In the same way as the linear model, this model fails to capture the very low or high ratings.

In [None]:
plot_model_hist({"xgb": xgb_model}, X_train_val, y_train_val)
write_fig_to_html(fig, "trees_hist.html")
fig.show()

We can see that the biggest influencer is the price as we found with the linear model.

In [None]:
r = permutation_importance(xgb_model, _transform(X_train_val), y_train_val, n_repeats=10, random_state=0)
xgb_importances = pd.Series(dict(zip(dv.get_feature_names_out(), r.importances_mean)))
xgb_importances[xgb_importances.abs().sort_values(ascending=False).index].iloc[:10]

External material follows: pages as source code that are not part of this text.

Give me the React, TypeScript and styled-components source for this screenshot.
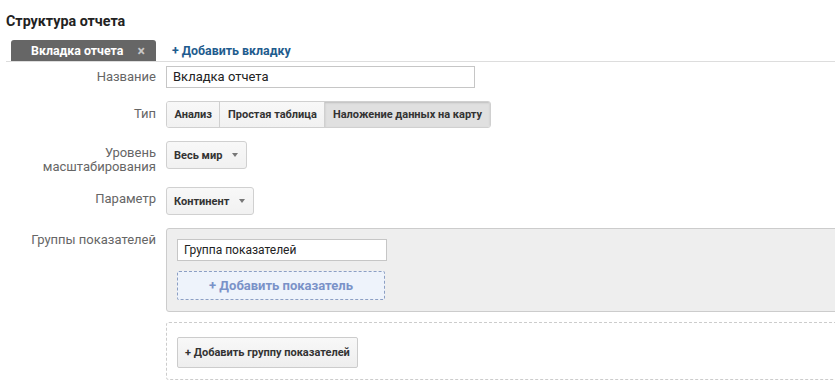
import styled, { createGlobalStyle } from "styled-components";

const GlobalStyle = createGlobalStyle`
  html, body {
    margin: 0;
    padding: 0;
    background: #ffffff;
    overflow: hidden;
  }
  body {
    font-family: Roboto, "Liberation Sans", Arial, sans-serif;
    color: #333333;
  }
`;

const Page = styled.div`
  width: 835px;
  height: 389px;
  overflow: hidden;
  padding: 13px 0 0 6px;
  box-sizing: border-box;
`;

const Title = styled.h2`
  margin: 0;
  font-size: 14.3px;
  line-height: 17px;
  font-weight: 700;
  color: #222222;
`;

const TabBar = styled.div`
  display: flex;
  align-items: flex-end;
  margin-top: 10px;
  padding-left: 5px;
  border-bottom: 1px solid #dddddd;
`;

const ActiveTab = styled.div`
  display: flex;
  align-items: center;
  height: 21px;
  width: 145px;
  box-sizing: border-box;
  padding: 0 11px 0 20px;
  background: #666666;
  border-radius: 3px 3px 0 0;
  color: #ffffff;
  font-size: 12.4px;
  font-weight: 700;
`;

const TabLabel = styled.span`
  flex: 1;
`;

const CloseMark = styled.span`
  color: #c8c8c8;
  font-size: 14px;
  font-weight: 700;
`;

const AddTab = styled.a`
  margin-left: 16px;
  height: 21px;
  line-height: 21px;
  color: #1f5c8e;
  font-size: 12.4px;
  font-weight: 700;
  text-decoration: none;
`;

const Form = styled.div`
  display: flex;
  flex-direction: column;
  margin-top: 4px;
`;

const Row = styled.div<{ $gap?: number }>`
  display: flex;
  align-items: flex-start;
  margin-bottom: ${(p) => p.$gap ?? 13}px;
`;

const Label = styled.div<{ $pt?: number }>`
  width: 150px;
  flex-shrink: 0;
  padding-top: ${(p) => p.$pt ?? 5}px;
  text-align: right;
  font-size: 13px;
  line-height: 14px;
  color: #666666;
`;

const Control = styled.div`
  margin-left: 10px;
  display: flex;
  flex-direction: column;
`;

const TextInput = styled.div<{ $w: number; $size?: number }>`
  width: ${(p) => p.$w}px;
  height: 22px;
  box-sizing: border-box;
  padding: 0 6px;
  border: 1px solid #c6c6c6;
  background: #ffffff;
  font-size: ${(p) => p.$size ?? 13}px;
  line-height: 20px;
  color: #222222;
`;

const Segmented = styled.div`
  display: flex;
  height: 27px;
  box-sizing: border-box;
  border: 1px solid #d0d0d0;
  border-radius: 3px;
  overflow: hidden;
`;

const Segment = styled.div<{ $active?: boolean }>`
  display: flex;
  align-items: center;
  padding: 0 7.5px;
  font-size: 11px;
  font-weight: 700;
  color: #333333;
  background: ${(p) =>
    p.$active ? "#e0e0e0" : "linear-gradient(#f8f8f8, #f1f1f1)"};
  box-shadow: ${(p) => (p.$active ? "inset 0 1px 2px rgba(0,0,0,0.15)" : "none")};
  & + & {
    border-left: 1px solid #d0d0d0;
  }
`;

const Dropdown = styled.div`
  display: flex;
  align-items: center;
  align-self: flex-start;
  height: 28px;
  box-sizing: border-box;
  padding: 0 8px 0 7px;
  border: 1px solid #d0d0d0;
  border-radius: 3px;
  background: linear-gradient(#f8f8f8, #f1f1f1);
  font-size: 11px;
  font-weight: 700;
  color: #333333;
`;

const Caret = styled.span`
  margin-left: 10px;
  width: 0;
  height: 0;
  border-left: 3.5px solid transparent;
  border-right: 3.5px solid transparent;
  border-top: 4px solid #777777;
`;

const GroupBox = styled.div`
  width: 700px;
  box-sizing: border-box;
  padding: 10px 10px 11px;
  background: #eeeeee;
  border: 1px solid #cccccc;
  border-radius: 3px;
  display: flex;
  flex-direction: column;
  gap: 10px;
`;

const AddMetric = styled.div`
  width: 208px;
  height: 29px;
  box-sizing: border-box;
  border: 1px dashed #8c9fc4;
  border-radius: 2px;
  background: #eef3fb;
  display: flex;
  align-items: center;
  justify-content: center;
  font-size: 13px;
  font-weight: 700;
  color: #7a92c8;
`;

const DashedArea = styled.div`
  margin-left: 160px;
  width: 700px;
  flex-shrink: 0;
  height: 58px;
  box-sizing: border-box;
  padding: 14px 10px;
  border: 1px dashed #cccccc;
  border-radius: 3px;
`;

const Button = styled.div`
  display: inline-flex;
  align-items: center;
  height: 31px;
  box-sizing: border-box;
  padding: 0 7px;
  border: 1px solid #cccccc;
  border-radius: 2px;
  background: linear-gradient(#f8f8f8, #eeeeee);
  font-size: 11px;
  font-weight: 700;
  color: #333333;
`;

export default function App() {
  return (
    <>
      <GlobalStyle />
      <Page>
        <Title>Структура отчета</Title>
        <TabBar>
          <ActiveTab>
            <TabLabel>Вкладка отчета</TabLabel>
            <CloseMark>×</CloseMark>
          </ActiveTab>
          <AddTab href="#">+ Добавить вкладку</AddTab>
        </TabBar>
        <Form>
          <Row>
            <Label $pt={4}>Название</Label>
            <Control>
              <TextInput $w={309}>Вкладка отчета</TextInput>
            </Control>
          </Row>
          <Row>
            <Label $pt={6}>Тип</Label>
            <Control>
              <Segmented>
                <Segment>Анализ</Segment>
                <Segment>Простая таблица</Segment>
                <Segment $active>Наложение данных на карту</Segment>
              </Segmented>
            </Control>
          </Row>
          <Row>
            <Label>
              Уровень
              <br />
              масштабирования
            </Label>
            <Control>
              <Dropdown>
                Весь мир
                <Caret />
              </Dropdown>
            </Control>
          </Row>
          <Row>
            <Label>Параметр</Label>
            <Control>
              <Dropdown>
                Континент
                <Caret />
              </Dropdown>
            </Control>
          </Row>
          <Row $gap={10}>
            <Label>Группы показателей</Label>
            <Control>
              <GroupBox>
                <TextInput $w={210} $size={12}>
                  Группа показателей
                </TextInput>
                <AddMetric>+ Добавить показатель</AddMetric>
              </GroupBox>
            </Control>
          </Row>
          <DashedArea>
            <Button>+ Добавить группу показателей</Button>
          </DashedArea>
        </Form>
      </Page>
    </>
  );
}
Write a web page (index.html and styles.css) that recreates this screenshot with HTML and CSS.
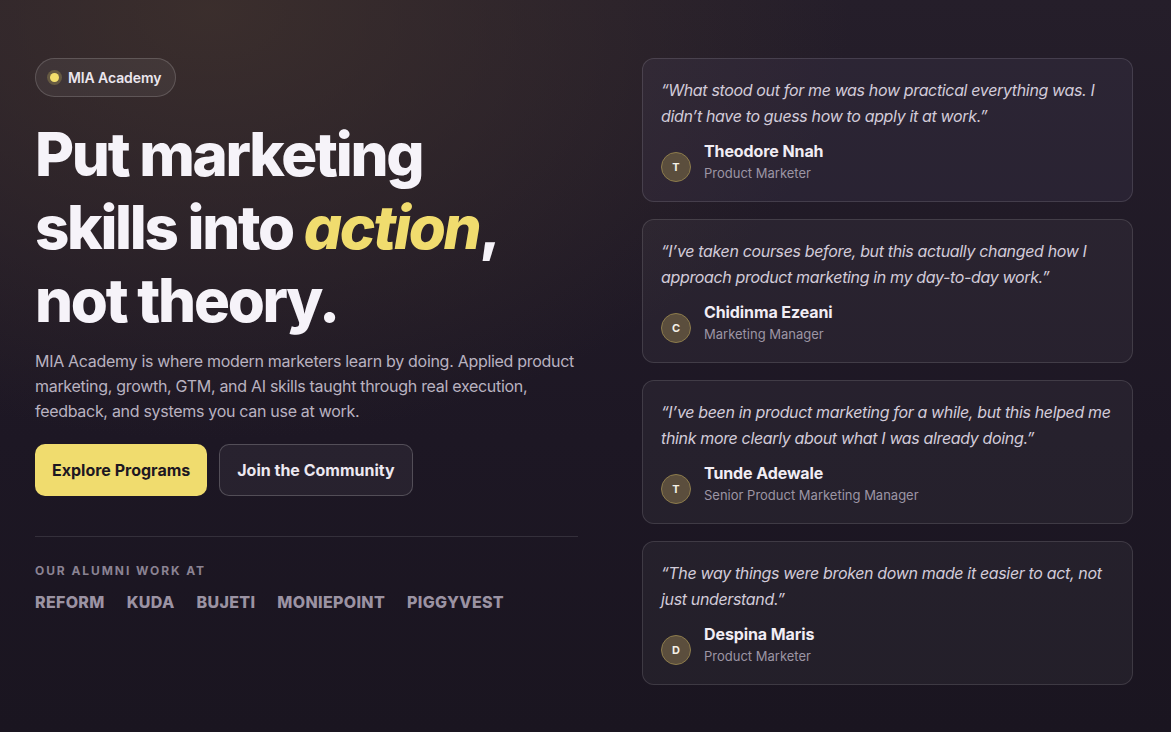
FILE: index.html
```html
<!DOCTYPE html>
<html lang="en">
<head>
<meta charset="utf-8">
<title>MIA Academy</title>
<link rel="stylesheet" href="styles.css">
</head>
<body>
<main class="hero">
  <section class="intro">
    <div class="badge"><span class="dot"></span>MIA Academy</div>
    <h1 class="title">Put marketing skills into <em class="accent">action</em>, not theory.</h1>
    <p class="lead">MIA Academy is where modern marketers learn by doing. Applied product marketing, growth, GTM, and AI skills taught through real execution, feedback, and systems you can use at work.</p>
    <div class="actions">
      <a class="btn btn-primary" href="#">Explore Programs</a>
      <a class="btn btn-ghost" href="#">Join the Community</a>
    </div>
    <hr class="divider">
    <p class="alumni-label">OUR ALUMNI WORK AT</p>
    <ul class="logos">
      <li>REFORM</li>
      <li>KUDA</li>
      <li>BUJETI</li>
      <li>MONIEPOINT</li>
      <li>PIGGYVEST</li>
    </ul>
  </section>
  <section class="testimonials">
    <article class="card">
      <p class="quote">“What stood out for me was how practical everything was. I didn’t have to guess how to apply it at work.”</p>
      <div class="author">
        <span class="avatar">T</span>
        <div class="who"><div class="name">Theodore Nnah</div><div class="role">Product Marketer</div></div>
      </div>
    </article>
    <article class="card">
      <p class="quote">“I’ve taken courses before, but this actually changed how I approach product marketing in my day-to-day work.”</p>
      <div class="author">
        <span class="avatar">C</span>
        <div class="who"><div class="name">Chidinma Ezeani</div><div class="role">Marketing Manager</div></div>
      </div>
    </article>
    <article class="card">
      <p class="quote">“I’ve been in product marketing for a while, but this helped me think more clearly about what I was already doing.”</p>
      <div class="author">
        <span class="avatar">T</span>
        <div class="who"><div class="name">Tunde Adewale</div><div class="role">Senior Product Marketing Manager</div></div>
      </div>
    </article>
    <article class="card">
      <p class="quote">“The way things were broken down made it easier to act, not just understand.”</p>
      <div class="author">
        <span class="avatar">D</span>
        <div class="who"><div class="name">Despina Maris</div><div class="role">Product Marketer</div></div>
      </div>
    </article>
  </section>
</main>
</body>
</html>
```

FILE: styles.css
```css
* { box-sizing: border-box; }
html, body { margin: 0; padding: 0; }
body {
  width: 1171px;
  height: 732px;
  overflow: hidden;
  font-family: Inter, "Noto Sans", sans-serif;
  color: #f4f1f7;
  background:
    radial-gradient(ellipse 640px 430px at 210px 10px, rgba(64, 50, 45, 0.8), rgba(64, 50, 45, 0) 100%),
    linear-gradient(180deg, #251e2a 0%, #1d1724 60%, #1a1520 100%);
}
.hero {
  display: grid;
  grid-template-columns: 543px 491px;
  column-gap: 64px;
  padding: 58px 38px 0 35px;
}
.intro { display: flex; flex-direction: column; align-items: flex-start; }
.badge {
  display: inline-flex;
  align-items: center;
  gap: 9px;
  height: 39px;
  padding: 0 14px 0 14px;
  border-radius: 20px;
  border: 1px solid rgba(255, 255, 255, 0.16);
  background: rgba(255, 255, 255, 0.06);
  font-size: 14px;
  font-weight: 600;
  letter-spacing: -0.1px;
  color: #ebe6ee;
}
.dot {
  width: 9px;
  height: 9px;
  border-radius: 50%;
  background: #f2de6c;
  box-shadow: 0 0 0 3px rgba(242, 222, 108, 0.22);
}
.title {
  margin: 21px 0 0;
  font-size: 60px;
  line-height: 73px;
  font-weight: 800;
  letter-spacing: -0.038em;
  color: #f6f3f9;
  max-width: 520px;
}
.accent { color: #f0dc6e; font-style: italic; }
.lead {
  margin: 12px 0 0;
  font-size: 16px;
  line-height: 25px;
  letter-spacing: -0.3px;
  color: #b9b2c0;
  max-width: 543px;
}
.actions { display: flex; gap: 12px; margin-top: 20px; }
.btn {
  display: inline-flex;
  align-items: center;
  height: 52px;
  padding: 0 17px;
  border-radius: 10px;
  font-size: 16px;
  font-weight: 700;
  text-decoration: none;
}
.btn-primary { background: #f0dc6e; color: #1d1722; }
.btn-ghost {
  background: rgba(255, 255, 255, 0.05);
  border: 1px solid rgba(255, 255, 255, 0.2);
  color: #ece8f0;
}
.divider {
  align-self: stretch;
  margin: 40px 0 0;
  border: 0;
  border-top: 1px solid rgba(255, 255, 255, 0.11);
}
.alumni-label {
  margin: 26px 0 0;
  font-size: 12px;
  line-height: 16px;
  font-weight: 700;
  letter-spacing: 0.16em;
  color: #8b8393;
}
.logos {
  display: flex;
  gap: 22px;
  list-style: none;
  margin: 13px 0 0;
  padding: 0;
  font-size: 16px;
  line-height: 20px;
  font-weight: 800;
  letter-spacing: 0.02em;
  color: #9b93a3;
}
.testimonials { display: flex; flex-direction: column; gap: 17px; }
.card {
  height: 144px;
  padding: 18px 16px 19px 18px;
  border-radius: 12px;
  border: 1px solid rgba(255, 255, 255, 0.12);
  background: rgba(255, 255, 255, 0.045);
}
.testimonials .card:first-child { background: rgba(120, 105, 160, 0.1); }
.quote {
  margin: 0;
  font-size: 16px;
  line-height: 26px;
  font-style: italic;
  letter-spacing: -0.35px;
  color: #d2cbd9;
}
.author { display: flex; align-items: center; gap: 13px; margin-top: 11px; }
.avatar {
  flex: none;
  width: 30px;
  height: 30px;
  border-radius: 50%;
  display: flex;
  align-items: center;
  justify-content: center;
  background: #5b4e3d;
  border: 1px solid #8d7c4c;
  font-size: 11px;
  font-weight: 700;
  color: #f4f0e6;
  margin-top: 12px;
}
.name { font-size: 16px; line-height: 20px; font-weight: 700; letter-spacing: -0.1px; color: #f1edf4; }
.role { font-size: 13px; line-height: 16px; margin-top: 4px; color: #9c95a4; }
```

## Comparison of the models



In [None]:
models = {"linear": linear_model, "xgb": xgb_model}

Both models perform similarly well on the test set.

In [None]:
scores_comparison = pd.DataFrame(dtype=float)
for name, model in models.items():
    loss_train = mean_squared_error(y_train_val, model.predict(_transform(X_train_val)), squared=False)
    loss_test = mean_squared_error(y_test, model.predict(_transform(X_test)), squared=False)
    scores_comparison[name] = pd.Series({"train": loss_train, "test": loss_test})

fig = px.bar(scores_comparison.transpose(), barmode="group", labels={"index": "model", "value": "rmse"})
fig.show()
write_fig_to_html(fig, "comparison_losses.html")

We also see that they lead to the same distribution of ratings. This suggests that the model is not the reason for failing to predict the highest/lowest scores is more due to some other more systematic error such as:
- Lack of information in the features (eg perhaps we need more detailed information about the origin)
- System error in the reviews (eg different reviewers)

In [None]:
fig = plot_model_hist(models, X_test, y_test)
fig.show()
write_fig_to_html(fig, "comparison_hist.html")

## Final model selection
Overall, the two models have very similar performance. Since the linear regression model is simpler (and has slightly better performance), this is the preferred model.